I never knew her last name.
She lived with her son Charlie, or should I say Charlie lived with her. He is himself elderly, just a guy who never grew up. I see him every day riding his bike around the neighbourhood. The other day, I saw he put a For Sale sign on his bike. Fifty bucks to the lucky new owner.
I knew something had gone terribly wrong. Alice wasn't sitting on her porch waving to the neighbours. The usual flowers weren't being hung up but I figured she was waiting for the 24th of May weekend, that time all old folks will tell you is the perfect time for perennials after the frost had eventually left town.
I knew for sure that something wasn't right when I saw a For Sale sign on Alice's house earlier in the week.
My worst fears were confirmed.
Alice doesn't live here anymore.
The tiny house where she raised six children sold within 24 hours. Charlie had put out a few belongings in the trash, but otherwise there was no sign of him. I guess he was looking for a place -- free at last to pursue his most bohemian tendencies. He'll miss the old doll but he might have a little scratch in his pocket.

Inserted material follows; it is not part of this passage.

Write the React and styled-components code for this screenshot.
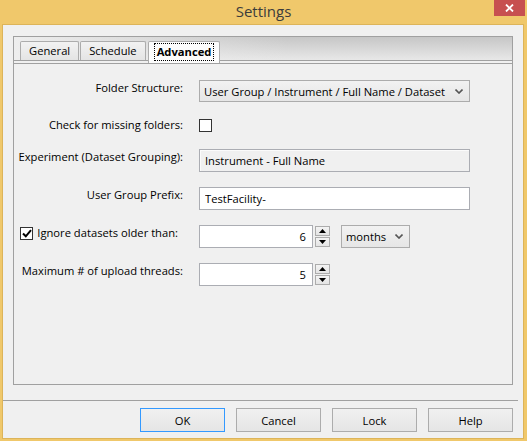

Alice lived next door but there were few sightings of her in recent years. The last time I saw her, she was walking down the road with her daughter who told me it was Alice's 100th birthday. I talked to her, she smiled but she clearly didn't remember me even though we'd had long chats on her porch over the eight years we've lived here. I went into her house a bit later, and the place was over-flowing with people: her kids, her grandkids. I gave her a kiss; she gave me some cake.
What a wonderful woman she was, with a life full of laughter and children.
She got to live in her own home until the very end.
Tragically, she died on the operating table while a doctor was trying to give her a new hip.
Really? A hip. At 102.
That told me she wasn't giving up on life, and was looking to the future.
Not a bad way to go, really, not clutching a chest or dying of some terrible disease.
Just a bit bummed that the hip didn't take.
I'll miss Alice of Connery Avenue. Seeing her always gave me hope for the future.
A wink and a smile on an otherwise dreary day.
Goodbye Alice.
It was always good to see you, even though I didn't really know you.